SARNA. Una historia de Ana Vega

by Ana Vega

Mi tío vivía cerca del río. La casa tenía unas escaleras desde donde podías ver las jaulas de los perros de caza, los coches abandonados y destartalados, las furgonetas que ya no utilizaba para vender el pescado. Y el viejo jeep verde. Recuerdo el olor a pescado muerto. Truchas y salmones en la bañera, en la cocina. Todos los días. Cada día.

Mi abuelo fue un cazador y pescador muy conocido en la comarca. Siempre tengo en mente su foto con el gran lobo muerto: había sido el único capaz de matar al lobo que devoraba al ganado en el pueblo. Pero mi abuelo tenía la sabiduría del campo. Mi tío tan solo había heredado el legado de maldad y violencia de toda la estirpe familiar. Era «listo», como decían.

Volvamos a su casa. Desde las escaleras podías ver la casa de enfrente. Allí vivía una anciana, familia de mi tía, su mujer. Llevaba un pañuelo blanco siempre sobre su pelo enmarañado. Decían que no hablaba pero juro que yo la escuché quejarse y gemir y alzar la voz cuando él le arrojaba la comida desde la escalera al suelo. Sí, cuando llegaba la hora de comer ella se acercaba junto a los perros y los gatos y él le tiraba la comida en el suelo, le daba la vuelta al cuenco y caía en la tierra, entre los perros, la basura. Y juro que ella alzaba la voz. A todos les parecía normal e incluso se reían. Nunca he compartido sentido del humor alguno con ningún miembro de mi familia.

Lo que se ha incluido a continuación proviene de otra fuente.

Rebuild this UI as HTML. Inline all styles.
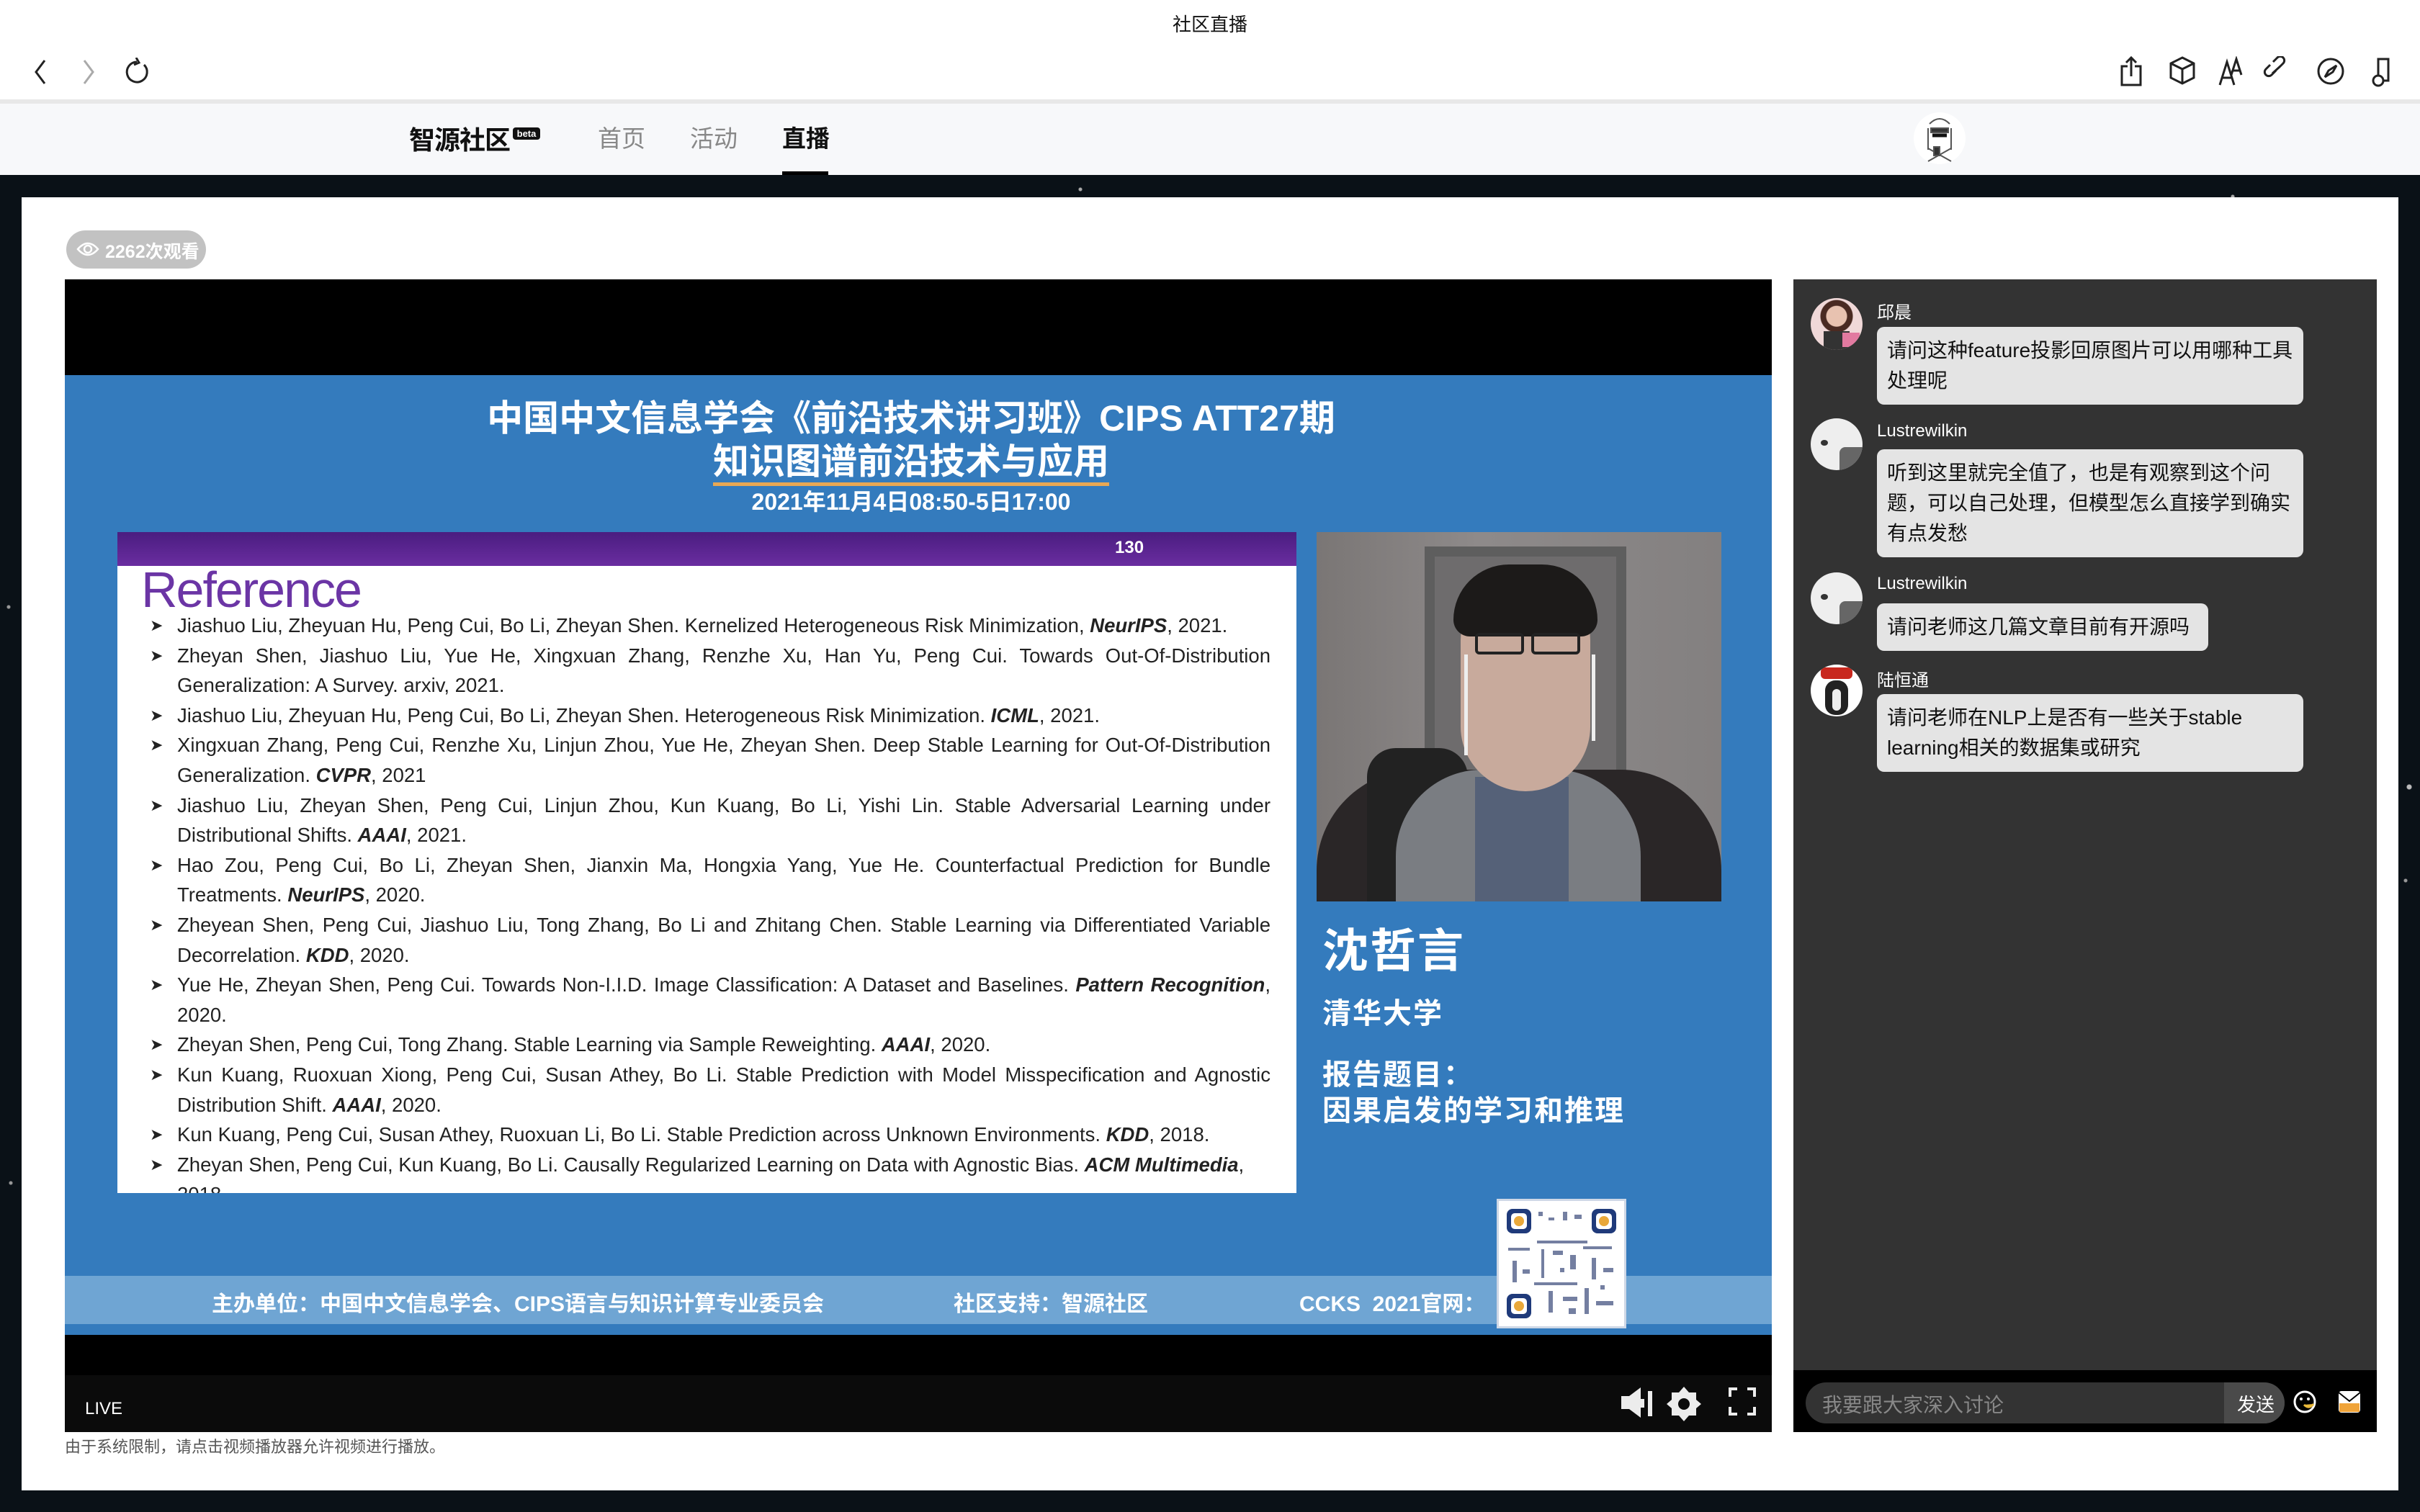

Los gatos tenían sarna y tiña. También los perros. Aprendí muy rápido esas dos palabras: tiña y sarna. Mi madre cuando reposaba en cama de otra de mis eternas dolencias de niña me trajo un pájaro recién nacido. A ella eso también le pareció normal. Yo creí que simplemente deseaba ver la sarna en mis manos. Pero cogí la tiña, no la sarna. Una especie de medallones entre violeta, rojo y negro llenaron mi cuerpo. Tuve suerte, no me tocó la cabeza —allá donde te toca no te crece el pelo más, decían— pero sí las piernas y los brazos. De la sarna me libré aunque siempre anduve cerca de la tuberculosis, una enfermedad que me lleva rozando toda la vida. Supongo que es la enfermedad más adecuada por carácter y escritura. «Viene por las cartas» decía mi tío medio sacerdote, medio cartero. El médico del pueblo simplemente te preguntaba por la vacas.

Cuando estaba más delgada, mi tío —el pescadero— solía gritarme: «Mete piedras en los bolsos que te va a llevar el aire a San Juan». En San Juan se encontraba el cementerio y nuestros familiares muertos. Aún hoy a veces siento cierta sensación de culpa al recordar mi respuesta: «Probablemente vayas tú antes». Mi tío se llamaba Ángel. Era el favorito de mi abuela. Las mujeres de mi familia siempre han tenido un hijo favorito y han detestado profundamente a sus hijas. Mi abuela perseguía a mi madre con unas tijeras para matarla. También era normal. Decían que una bruja la había hechizado (una mujer rubia que había vivido en una casa cercana) nadie pensó que los golpes recibidos por mi abuelo y las infidelidades (infidelidad, digo, en aquellos tiempos…) tenía sentido. Mi madre también es así, odia a la hija, adora al hijo. No nos soportan. Más aún si hemos decidido rebelarnos contra el legado familiar. Es un modo de ser. Nos dan vida pero desean vernos muertas.

Por eso de pequeña siempre estaba con los animales, los gatos, las lagartijas, los perros, los caballos (ay, los caballos…), las vacas, los conejos, los árboles y las flores, entendían mi lenguaje, no había violencia allí. Caminaban siempre a mi lado, me acompañaban a hacer ondas al río donde veía saltar los salmones que luego mi familia abría en canal. Era digna de odio evidentemente. Y me gustaba bailar. No comprendo porque nadie no me clavó un anzuelo y me metió en la bañera junto al resto de peces. De todos modos lo siguen intentando.

Sin embargo imaginaba, he ahí mi gran poder, crecí feliz escuchando las historias de mi abuelo sobre «la encantada» que se peina con su peine de oro y soñando con llegar a ver la culebra del puente de la Curbeira y que cual dragón me llevase lejos.

Pese a todo. Hay tantas historias y aprendizaje en todo lo que viví en esa infancia atrozmente bella que me dispongo a contarlo por vez primera. Quizá no pueda, quizá sí.